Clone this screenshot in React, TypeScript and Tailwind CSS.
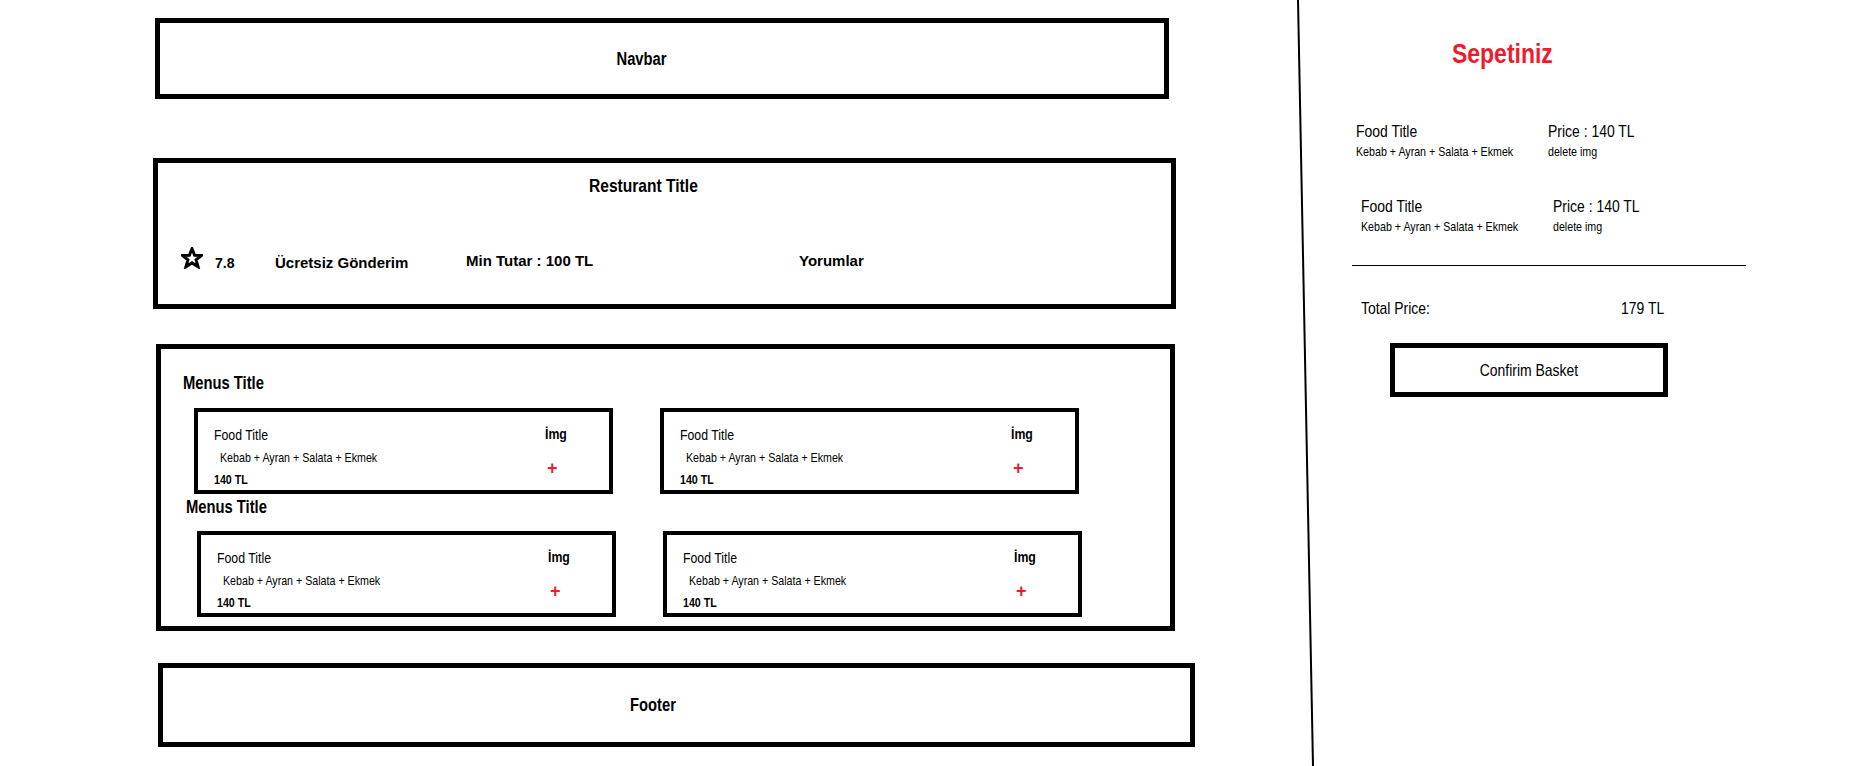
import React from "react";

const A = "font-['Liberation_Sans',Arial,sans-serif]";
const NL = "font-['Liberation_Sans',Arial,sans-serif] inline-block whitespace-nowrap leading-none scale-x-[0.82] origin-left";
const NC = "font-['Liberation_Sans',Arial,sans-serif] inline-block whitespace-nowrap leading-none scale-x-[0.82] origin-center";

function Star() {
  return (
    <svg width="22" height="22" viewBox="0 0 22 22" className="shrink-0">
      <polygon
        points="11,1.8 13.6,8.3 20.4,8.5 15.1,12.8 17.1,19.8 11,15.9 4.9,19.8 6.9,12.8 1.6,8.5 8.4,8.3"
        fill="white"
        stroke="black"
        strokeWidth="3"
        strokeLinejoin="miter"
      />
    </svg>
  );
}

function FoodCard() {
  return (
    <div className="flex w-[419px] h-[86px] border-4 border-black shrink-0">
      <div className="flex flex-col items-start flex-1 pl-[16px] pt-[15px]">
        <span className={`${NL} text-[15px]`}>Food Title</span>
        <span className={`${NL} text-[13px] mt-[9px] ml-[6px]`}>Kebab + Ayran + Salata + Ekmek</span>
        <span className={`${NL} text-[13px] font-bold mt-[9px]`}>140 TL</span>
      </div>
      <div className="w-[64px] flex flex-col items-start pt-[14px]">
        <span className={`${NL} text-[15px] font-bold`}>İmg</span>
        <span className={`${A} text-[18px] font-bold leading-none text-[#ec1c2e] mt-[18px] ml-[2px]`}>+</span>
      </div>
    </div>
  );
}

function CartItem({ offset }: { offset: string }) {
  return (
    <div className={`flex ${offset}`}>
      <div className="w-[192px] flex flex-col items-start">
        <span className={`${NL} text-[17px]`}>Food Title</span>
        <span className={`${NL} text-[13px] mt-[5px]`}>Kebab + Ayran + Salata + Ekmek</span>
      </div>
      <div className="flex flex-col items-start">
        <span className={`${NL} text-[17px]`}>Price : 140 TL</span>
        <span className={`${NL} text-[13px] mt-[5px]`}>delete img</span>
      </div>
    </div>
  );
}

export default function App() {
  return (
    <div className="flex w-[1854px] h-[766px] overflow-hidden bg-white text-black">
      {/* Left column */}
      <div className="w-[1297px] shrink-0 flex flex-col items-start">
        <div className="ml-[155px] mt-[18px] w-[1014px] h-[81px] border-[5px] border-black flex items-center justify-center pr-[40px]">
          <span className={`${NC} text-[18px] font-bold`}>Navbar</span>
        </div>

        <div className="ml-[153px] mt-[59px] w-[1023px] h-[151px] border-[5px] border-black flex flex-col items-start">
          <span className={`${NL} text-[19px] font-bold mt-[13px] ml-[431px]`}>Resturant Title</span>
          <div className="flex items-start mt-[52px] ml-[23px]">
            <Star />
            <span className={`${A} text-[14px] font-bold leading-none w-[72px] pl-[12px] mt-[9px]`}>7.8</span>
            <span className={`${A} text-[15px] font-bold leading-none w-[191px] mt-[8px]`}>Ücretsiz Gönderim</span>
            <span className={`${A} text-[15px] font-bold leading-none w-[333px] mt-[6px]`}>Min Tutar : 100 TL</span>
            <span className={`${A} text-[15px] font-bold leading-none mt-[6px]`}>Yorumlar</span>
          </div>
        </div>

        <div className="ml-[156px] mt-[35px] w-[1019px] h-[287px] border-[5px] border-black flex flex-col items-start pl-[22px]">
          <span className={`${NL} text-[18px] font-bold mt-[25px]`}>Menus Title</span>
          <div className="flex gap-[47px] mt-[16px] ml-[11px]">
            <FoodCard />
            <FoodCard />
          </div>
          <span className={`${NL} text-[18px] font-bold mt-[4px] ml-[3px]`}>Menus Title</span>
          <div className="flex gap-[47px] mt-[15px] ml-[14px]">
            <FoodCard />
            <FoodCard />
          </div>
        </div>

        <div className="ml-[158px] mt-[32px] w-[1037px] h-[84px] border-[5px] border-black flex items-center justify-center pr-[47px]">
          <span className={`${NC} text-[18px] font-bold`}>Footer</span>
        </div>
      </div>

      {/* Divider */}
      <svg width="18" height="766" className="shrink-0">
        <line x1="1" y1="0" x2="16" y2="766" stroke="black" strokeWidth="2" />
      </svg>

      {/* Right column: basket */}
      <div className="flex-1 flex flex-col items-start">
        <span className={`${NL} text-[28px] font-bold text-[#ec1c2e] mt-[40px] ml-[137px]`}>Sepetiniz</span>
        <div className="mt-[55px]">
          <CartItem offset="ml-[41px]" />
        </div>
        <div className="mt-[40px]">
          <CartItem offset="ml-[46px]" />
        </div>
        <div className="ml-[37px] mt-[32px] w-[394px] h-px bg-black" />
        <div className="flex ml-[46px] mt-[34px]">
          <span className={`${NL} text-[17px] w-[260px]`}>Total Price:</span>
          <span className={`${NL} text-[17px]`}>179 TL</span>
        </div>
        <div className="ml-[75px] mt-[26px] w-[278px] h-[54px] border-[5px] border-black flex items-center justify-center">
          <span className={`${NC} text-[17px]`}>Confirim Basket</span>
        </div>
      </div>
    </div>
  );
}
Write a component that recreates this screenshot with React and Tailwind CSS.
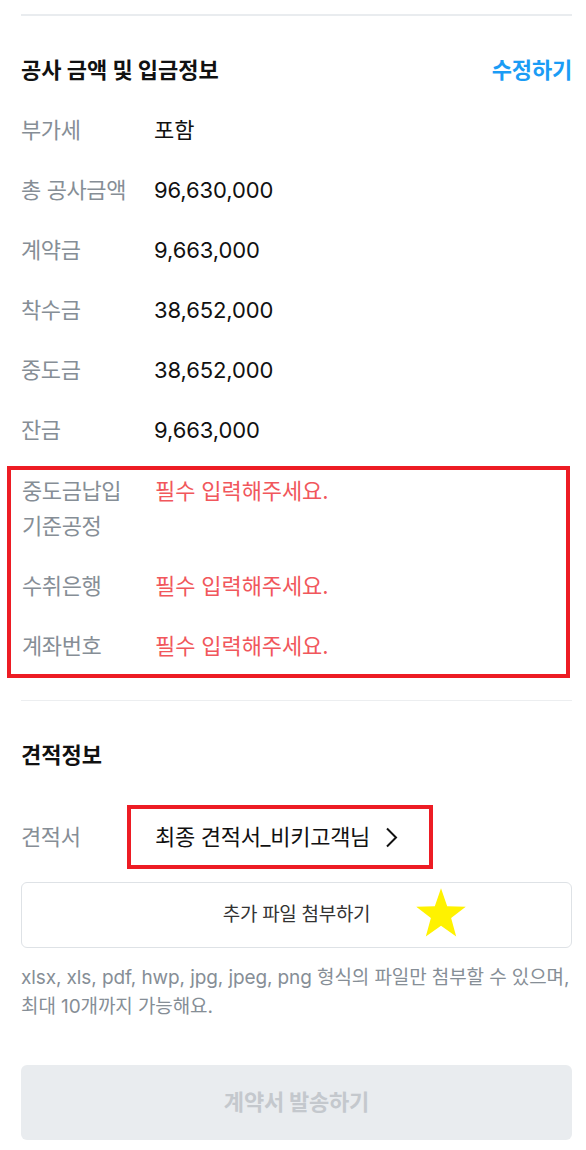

**Description of the task**
Where a line of the entries contains the word "this", copy that line.

**Correct answer**
Clone this screenshot in React, TypeScript and Tailwind CSS.
Write a component that recreates this screenshot with React and Tailwind CSS.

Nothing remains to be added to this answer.